Voodoo Glow Skulls
The Band Geek Mafia
[Epitaph]
Rating: 7.1
"The band with glasses and hard looks/ Has got you down in their black
book," sneers Voodoo Glow Skulls lead grunter Frank "Potatohead" Casillos
on the title track. With similar nose-thumbing numbers like "Hit A Guy With
Glasses," I assume the Glow Skulls are former high school marching-band
nerds with a past predilection for getting stomped in parking lots. Ever
since, they've imbibed lots of cheap beer, fattened up, and formed this
band to take their revenge.
From the get-go, the Glow Skulls shoot their musical wad and go for broke.
Rapid-fire horn-blasts power the opener "Human Pinata" (think of Chicago's
"25 or 6 to 4" melded together with any Bad Religion song. Disturbing, no?).

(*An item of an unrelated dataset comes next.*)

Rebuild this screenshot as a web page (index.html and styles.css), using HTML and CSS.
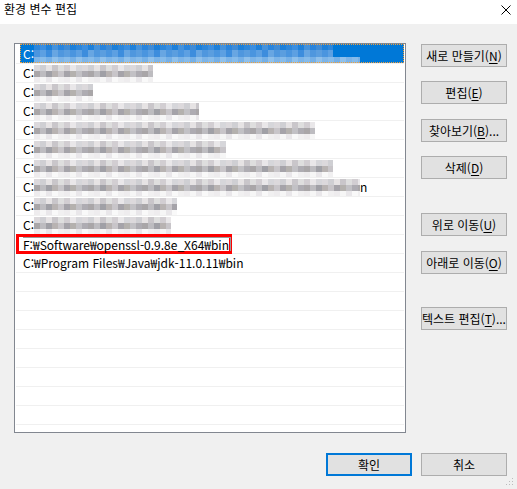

Hot on the brass section's heels is the Glow Skulls' anarchic kamikaze
power-chording. The brass-knuckled trombone and trumpet jabs serve as ideal
sparring mates for the fiesty vocals and guitar. Sure, like a million other
punk bands, it's all basically the same old Sabbath shit sped up and played
over and over with minimal deviations. But, for the most part, the Glow
Skulls' punk is energetic enough to make up for a lack of sonic
versatility.
Taking this balls-out approach into account, no self-respecting pin cushion
could rightfully say these beefy guys don't "fuckin' rock." The Glow Skulls'
approach, however, seems to be an increasingly popular one among
semi-hardcore bands. They marry elements of ska, doom-punk guitar, and a
dash of corny Zappa-ish wit to round things out. Oh, and sometimes they're
really angry, too.
Personally, I'd recommend listening to The Band Geek Mafia before a hard
day of cutting class, getting lit on Boone's Farm, taking a Louisville
Slugger to neighborhood mailboxes, and hurling Molotov cocktails in and
around the nearest planned-retirement community. It's a call to arms for
hyper-hormonal suburban kids crowd-surfing through the Cruel Story of
Youth, powered by a surplus of testosterone, tattoos, and Taco Bell. But
hey, better to latch onto this stuff than those horrendous Chumbawamba guys.
And it's all brought to you by the gentle, aging punk provocateurs at Epitaph.